**DATASET CONTENT**
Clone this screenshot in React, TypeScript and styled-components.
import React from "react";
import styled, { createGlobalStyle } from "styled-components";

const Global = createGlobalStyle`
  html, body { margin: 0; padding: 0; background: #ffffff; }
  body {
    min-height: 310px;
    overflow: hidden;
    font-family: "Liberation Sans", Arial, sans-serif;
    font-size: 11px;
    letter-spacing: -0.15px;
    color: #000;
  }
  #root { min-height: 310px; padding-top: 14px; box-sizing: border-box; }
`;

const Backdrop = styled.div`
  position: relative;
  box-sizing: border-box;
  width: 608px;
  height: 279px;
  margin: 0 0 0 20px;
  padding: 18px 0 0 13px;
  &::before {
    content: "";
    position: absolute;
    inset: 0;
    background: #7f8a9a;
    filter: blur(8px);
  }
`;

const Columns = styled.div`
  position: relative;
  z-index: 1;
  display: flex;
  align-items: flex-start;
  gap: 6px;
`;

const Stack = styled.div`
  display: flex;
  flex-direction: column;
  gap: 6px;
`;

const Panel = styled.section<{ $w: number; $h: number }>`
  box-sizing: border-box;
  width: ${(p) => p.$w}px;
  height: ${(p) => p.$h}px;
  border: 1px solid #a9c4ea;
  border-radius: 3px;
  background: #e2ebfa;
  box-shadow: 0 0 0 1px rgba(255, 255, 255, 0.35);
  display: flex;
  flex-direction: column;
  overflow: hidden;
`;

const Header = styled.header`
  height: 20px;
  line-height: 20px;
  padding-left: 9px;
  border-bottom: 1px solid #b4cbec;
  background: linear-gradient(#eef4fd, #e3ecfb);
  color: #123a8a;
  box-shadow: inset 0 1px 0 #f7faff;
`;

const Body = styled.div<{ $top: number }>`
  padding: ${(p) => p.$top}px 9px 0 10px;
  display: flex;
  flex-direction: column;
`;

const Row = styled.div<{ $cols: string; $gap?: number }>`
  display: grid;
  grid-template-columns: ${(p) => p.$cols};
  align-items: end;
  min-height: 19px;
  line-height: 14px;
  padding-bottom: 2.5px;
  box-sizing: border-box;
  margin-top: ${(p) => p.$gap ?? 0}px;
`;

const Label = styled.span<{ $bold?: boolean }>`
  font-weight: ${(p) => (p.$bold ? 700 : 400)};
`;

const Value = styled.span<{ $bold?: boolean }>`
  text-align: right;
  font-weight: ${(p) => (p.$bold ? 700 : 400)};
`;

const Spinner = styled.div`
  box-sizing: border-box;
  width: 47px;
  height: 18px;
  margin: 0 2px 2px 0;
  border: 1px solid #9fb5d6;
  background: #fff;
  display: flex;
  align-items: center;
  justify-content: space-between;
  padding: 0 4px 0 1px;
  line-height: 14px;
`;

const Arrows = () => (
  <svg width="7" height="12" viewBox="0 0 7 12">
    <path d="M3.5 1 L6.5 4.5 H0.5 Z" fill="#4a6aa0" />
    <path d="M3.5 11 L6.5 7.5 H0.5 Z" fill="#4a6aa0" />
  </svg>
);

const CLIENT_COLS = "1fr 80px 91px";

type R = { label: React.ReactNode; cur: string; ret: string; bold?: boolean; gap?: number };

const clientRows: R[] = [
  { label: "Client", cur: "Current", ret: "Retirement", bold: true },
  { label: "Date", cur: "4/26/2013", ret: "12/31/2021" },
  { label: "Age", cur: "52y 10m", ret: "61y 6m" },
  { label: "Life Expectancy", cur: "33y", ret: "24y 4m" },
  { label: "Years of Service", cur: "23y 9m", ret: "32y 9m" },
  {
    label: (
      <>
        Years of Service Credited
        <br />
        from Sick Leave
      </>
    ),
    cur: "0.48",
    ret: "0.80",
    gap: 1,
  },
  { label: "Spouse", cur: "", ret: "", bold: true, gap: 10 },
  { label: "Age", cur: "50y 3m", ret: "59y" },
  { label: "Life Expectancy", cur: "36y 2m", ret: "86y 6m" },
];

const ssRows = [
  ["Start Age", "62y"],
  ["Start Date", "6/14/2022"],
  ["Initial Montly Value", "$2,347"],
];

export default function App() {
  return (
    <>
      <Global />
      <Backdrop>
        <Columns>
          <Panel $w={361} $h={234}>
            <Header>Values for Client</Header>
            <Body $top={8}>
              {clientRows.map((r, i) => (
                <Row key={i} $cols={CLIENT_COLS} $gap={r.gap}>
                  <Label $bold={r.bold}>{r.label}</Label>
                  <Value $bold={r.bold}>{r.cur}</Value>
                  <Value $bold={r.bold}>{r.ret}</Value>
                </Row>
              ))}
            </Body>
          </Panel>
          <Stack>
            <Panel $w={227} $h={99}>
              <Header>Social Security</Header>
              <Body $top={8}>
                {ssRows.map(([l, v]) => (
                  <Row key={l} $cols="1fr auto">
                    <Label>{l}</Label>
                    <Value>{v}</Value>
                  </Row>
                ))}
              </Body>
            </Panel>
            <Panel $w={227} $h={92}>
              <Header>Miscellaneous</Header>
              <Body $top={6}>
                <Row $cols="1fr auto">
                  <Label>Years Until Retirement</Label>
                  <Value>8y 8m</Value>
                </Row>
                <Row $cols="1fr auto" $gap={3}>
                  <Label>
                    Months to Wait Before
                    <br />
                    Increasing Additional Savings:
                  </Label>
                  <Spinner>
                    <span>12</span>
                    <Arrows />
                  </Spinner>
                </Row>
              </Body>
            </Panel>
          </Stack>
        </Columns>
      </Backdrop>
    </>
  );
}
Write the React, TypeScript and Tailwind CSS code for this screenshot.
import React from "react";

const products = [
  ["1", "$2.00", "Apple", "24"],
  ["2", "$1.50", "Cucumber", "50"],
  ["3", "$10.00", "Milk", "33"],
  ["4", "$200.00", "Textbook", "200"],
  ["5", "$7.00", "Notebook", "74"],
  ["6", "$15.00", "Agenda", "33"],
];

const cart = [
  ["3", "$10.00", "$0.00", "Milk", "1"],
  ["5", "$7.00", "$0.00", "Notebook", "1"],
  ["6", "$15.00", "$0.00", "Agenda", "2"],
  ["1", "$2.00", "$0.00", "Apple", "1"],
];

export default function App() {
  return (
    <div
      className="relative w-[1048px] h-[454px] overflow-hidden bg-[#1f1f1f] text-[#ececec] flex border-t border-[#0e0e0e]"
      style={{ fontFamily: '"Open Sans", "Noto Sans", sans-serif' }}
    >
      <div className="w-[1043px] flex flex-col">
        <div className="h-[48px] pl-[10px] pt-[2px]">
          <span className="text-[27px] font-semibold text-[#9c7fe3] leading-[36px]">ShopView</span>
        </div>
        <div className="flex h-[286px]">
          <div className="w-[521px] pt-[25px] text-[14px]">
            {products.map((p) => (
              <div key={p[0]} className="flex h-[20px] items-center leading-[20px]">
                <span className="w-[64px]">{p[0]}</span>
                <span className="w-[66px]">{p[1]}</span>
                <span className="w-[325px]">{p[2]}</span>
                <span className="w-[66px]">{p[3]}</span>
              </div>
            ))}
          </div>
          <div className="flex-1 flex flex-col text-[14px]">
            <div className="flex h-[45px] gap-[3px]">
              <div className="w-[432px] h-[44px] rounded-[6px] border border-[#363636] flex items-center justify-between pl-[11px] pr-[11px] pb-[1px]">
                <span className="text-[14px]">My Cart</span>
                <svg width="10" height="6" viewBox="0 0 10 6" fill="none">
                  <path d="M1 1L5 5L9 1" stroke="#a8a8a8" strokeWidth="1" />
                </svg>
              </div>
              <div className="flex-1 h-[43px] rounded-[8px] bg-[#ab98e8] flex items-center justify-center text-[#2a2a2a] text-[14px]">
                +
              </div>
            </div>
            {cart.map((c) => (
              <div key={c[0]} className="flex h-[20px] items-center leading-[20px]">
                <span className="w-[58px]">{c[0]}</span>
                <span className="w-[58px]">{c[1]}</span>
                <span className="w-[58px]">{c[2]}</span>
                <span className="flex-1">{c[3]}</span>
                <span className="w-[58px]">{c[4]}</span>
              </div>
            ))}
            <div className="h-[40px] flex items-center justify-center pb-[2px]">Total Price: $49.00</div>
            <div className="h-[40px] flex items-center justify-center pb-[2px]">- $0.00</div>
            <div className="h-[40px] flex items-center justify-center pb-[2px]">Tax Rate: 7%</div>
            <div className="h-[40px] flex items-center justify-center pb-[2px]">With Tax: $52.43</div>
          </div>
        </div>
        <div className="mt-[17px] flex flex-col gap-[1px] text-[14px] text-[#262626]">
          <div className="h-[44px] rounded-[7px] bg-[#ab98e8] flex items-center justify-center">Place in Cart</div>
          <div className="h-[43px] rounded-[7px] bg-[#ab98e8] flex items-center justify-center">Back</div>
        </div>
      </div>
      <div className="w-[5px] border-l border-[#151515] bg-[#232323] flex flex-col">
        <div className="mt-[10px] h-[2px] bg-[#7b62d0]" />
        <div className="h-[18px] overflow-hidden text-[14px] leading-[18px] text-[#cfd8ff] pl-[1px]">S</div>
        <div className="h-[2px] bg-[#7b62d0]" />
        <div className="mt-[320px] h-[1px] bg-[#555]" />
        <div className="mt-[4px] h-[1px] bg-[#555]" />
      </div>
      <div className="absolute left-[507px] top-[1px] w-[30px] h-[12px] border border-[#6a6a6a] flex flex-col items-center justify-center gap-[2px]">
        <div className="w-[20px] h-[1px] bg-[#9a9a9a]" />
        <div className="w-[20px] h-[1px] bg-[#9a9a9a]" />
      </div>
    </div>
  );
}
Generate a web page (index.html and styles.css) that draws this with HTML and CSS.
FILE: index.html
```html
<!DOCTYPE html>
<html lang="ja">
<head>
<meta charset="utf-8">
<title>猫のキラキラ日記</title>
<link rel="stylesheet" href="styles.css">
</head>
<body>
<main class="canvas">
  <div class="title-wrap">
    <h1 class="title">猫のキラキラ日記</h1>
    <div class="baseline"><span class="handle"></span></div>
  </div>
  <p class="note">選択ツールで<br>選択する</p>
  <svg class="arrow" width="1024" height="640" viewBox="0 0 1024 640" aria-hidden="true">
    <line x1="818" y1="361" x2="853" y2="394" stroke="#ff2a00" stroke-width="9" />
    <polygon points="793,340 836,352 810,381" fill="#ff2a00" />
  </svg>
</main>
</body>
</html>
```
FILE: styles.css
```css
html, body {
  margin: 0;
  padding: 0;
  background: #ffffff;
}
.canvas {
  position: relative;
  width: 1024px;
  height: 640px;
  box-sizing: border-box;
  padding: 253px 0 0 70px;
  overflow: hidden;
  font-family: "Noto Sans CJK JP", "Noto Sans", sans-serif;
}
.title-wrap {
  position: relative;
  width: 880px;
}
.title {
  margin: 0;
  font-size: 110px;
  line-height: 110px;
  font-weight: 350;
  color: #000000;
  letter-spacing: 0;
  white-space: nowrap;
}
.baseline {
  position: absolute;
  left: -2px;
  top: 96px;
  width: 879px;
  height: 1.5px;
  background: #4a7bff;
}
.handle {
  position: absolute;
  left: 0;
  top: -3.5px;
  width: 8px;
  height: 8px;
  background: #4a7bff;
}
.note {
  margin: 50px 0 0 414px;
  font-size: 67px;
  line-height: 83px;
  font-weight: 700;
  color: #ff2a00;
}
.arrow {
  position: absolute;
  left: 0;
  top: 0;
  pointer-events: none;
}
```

**WHAT TO WORK ON**
From the material above, copy each line that includes the word "index".

**RESULT**
  z-index: 1;
Generate a web page (index.html and styles.css) that draws this with HTML and CSS.
FILE: index.html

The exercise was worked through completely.